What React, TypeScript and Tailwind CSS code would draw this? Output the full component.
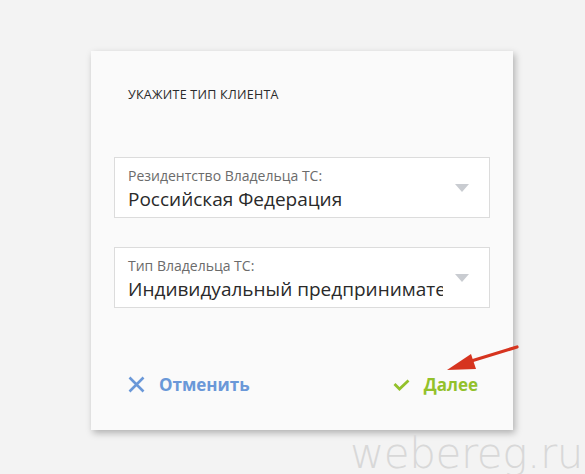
import { useState } from "react";

const FONT = { fontFamily: "'Open Sans', Lato, Arial, sans-serif" };

function Caret() {
  return (
    <svg width="14" height="8" viewBox="0 0 14 8" className="shrink-0">
      <path d="M0 0h14L7 8z" fill="#c9ccd1" />
    </svg>
  );
}

function SelectBox({ label, value }: { label: string; value: string }) {
  return (
    <div className="flex h-[61px] items-center border border-[#dcdcdc] bg-white pl-[13px] pr-[20px]">
      <div className="w-[315px] shrink-0 pt-[4px]">
        <div className="text-[14px] leading-[16px] text-[#6b6b6b]">{label}</div>
        <div className="mt-[2px] overflow-hidden whitespace-nowrap text-[19px] leading-[26px] text-[#2a2a2a]">
          {value}
        </div>
      </div>
      <div className="flex-1" />
      <Caret />
    </div>
  );
}

export default function App() {
  const [resident] = useState("Российская Федерация");
  const [owner] = useState("Индивидуальный предприниматель");

  return (
    <div className="relative h-[474px] w-[585px] overflow-hidden bg-[#f3f3f3]" style={FONT}>
      <div className="ml-[91px] mt-[51px] flex h-[379px] w-[422px] flex-col bg-[#fafafa] px-[23px] shadow-[2px_3px_7px_rgba(0,0,0,0.28)]">
        <h1 className="ml-[14px] mt-[35px] text-[12.5px] font-medium leading-[18px] tracking-[0.02em] text-[#2b2b2b]">
          УКАЖИТЕ ТИП КЛИЕНТА
        </h1>
        <div className="mt-[53px] flex flex-col gap-[29px]">
          <SelectBox label="Резидентство Владельца ТС:" value={resident} />
          <SelectBox label="Тип Владельца ТС:" value={owner} />
        </div>
        <div className="mt-[64px] flex items-center justify-between pl-[14px] pr-[12px]">
          <button className="flex items-center gap-[14px] text-[17px] font-bold text-[#6a98d8]">
            <svg width="17" height="17" viewBox="0 0 17 17" fill="none" stroke="#6a98d8" strokeWidth="2.6">
              <path d="M1.5 1.5l14 14M15.5 1.5l-14 14" />
            </svg>
            Отменить
          </button>
          <button className="flex items-center gap-[14px] text-[17px] font-bold text-[#93c12a]">
            <svg width="17" height="12" viewBox="0 0 17 12" fill="none" stroke="#93c12a" strokeWidth="2.8">
              <path d="M1.5 5l5 5 9-8.5" />
            </svg>
            Далее
          </button>
        </div>
      </div>

      {/* annotation arrow */}
      <svg className="absolute left-0 top-0" width="585" height="474" viewBox="0 0 585 474">
        <path d="M517 347L468 362" stroke="#d6341f" strokeWidth="3.2" strokeLinecap="round" />
        <path d="M447 370L471 354L476 369z" fill="#d6341f" />
      </svg>

      <div className="absolute right-[2px] top-[433px] text-[42px] leading-[42px] tracking-[-0.01em] text-[#d8d8d8]" style={{ fontFamily: "'DejaVu Sans', sans-serif", fontWeight: 200 }}>
        webereg.ru
      </div>
    </div>
  );
}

______________________________

Stated goal =>
Skip the images and write out the rest of the listing exactly.

Result =>
What React, TypeScript and Tailwind CSS code would draw this? Output the full component.
import { useState } from "react";

const FONT = { fontFamily: "'Open Sans', Lato, Arial, sans-serif" };

function Caret() {
  return (
    <svg width="14" height="8" viewBox="0 0 14 8" className="shrink-0">
      <path d="M0 0h14L7 8z" fill="#c9ccd1" />
    </svg>
  );
}

function SelectBox({ label, value }: { label: string; value: string }) {
  return (
    <div className="flex h-[61px] items-center border border-[#dcdcdc] bg-white pl-[13px] pr-[20px]">
      <div className="w-[315px] shrink-0 pt-[4px]">
        <div className="text-[14px] leading-[16px] text-[#6b6b6b]">{label}</div>
        <div className="mt-[2px] overflow-hidden whitespace-nowrap text-[19px] leading-[26px] text-[#2a2a2a]">
          {value}
        </div>
      </div>
      <div className="flex-1" />
      <Caret />
    </div>
  );
}

export default function App() {
  const [resident] = useState("Российская Федерация");
  const [owner] = useState("Индивидуальный предприниматель");

  return (
    <div className="relative h-[474px] w-[585px] overflow-hidden bg-[#f3f3f3]" style={FONT}>
      <div className="ml-[91px] mt-[51px] flex h-[379px] w-[422px] flex-col bg-[#fafafa] px-[23px] shadow-[2px_3px_7px_rgba(0,0,0,0.28)]">
        <h1 className="ml-[14px] mt-[35px] text-[12.5px] font-medium leading-[18px] tracking-[0.02em] text-[#2b2b2b]">
          УКАЖИТЕ ТИП КЛИЕНТА
        </h1>
        <div className="mt-[53px] flex flex-col gap-[29px]">
          <SelectBox label="Резидентство Владельца ТС:" value={resident} />
          <SelectBox label="Тип Владельца ТС:" value={owner} />
        </div>
        <div className="mt-[64px] flex items-center justify-between pl-[14px] pr-[12px]">
          <button className="flex items-center gap-[14px] text-[17px] font-bold text-[#6a98d8]">
            <svg width="17" height="17" viewBox="0 0 17 17" fill="none" stroke="#6a98d8" strokeWidth="2.6">
              <path d="M1.5 1.5l14 14M15.5 1.5l-14 14" />
            </svg>
            Отменить
          </button>
          <button className="flex items-center gap-[14px] text-[17px] font-bold text-[#93c12a]">
            <svg width="17" height="12" viewBox="0 0 17 12" fill="none" stroke="#93c12a" strokeWidth="2.8">
              <path d="M1.5 5l5 5 9-8.5" />
            </svg>
            Далее
          </button>
        </div>
      </div>

      {/* annotation arrow */}
      <svg className="absolute left-0 top-0" width="585" height="474" viewBox="0 0 585 474">
        <path d="M517 347L468 362" stroke="#d6341f" strokeWidth="3.2" strokeLinecap="round" />
        <path d="M447 370L471 354L476 369z" fill="#d6341f" />
      </svg>

      <div className="absolute right-[2px] top-[433px] text-[42px] leading-[42px] tracking-[-0.01em] text-[#d8d8d8]" style={{ fontFamily: "'DejaVu Sans', sans-serif", fontWeight: 200 }}>
        webereg.ru
      </div>
    </div>
  );
}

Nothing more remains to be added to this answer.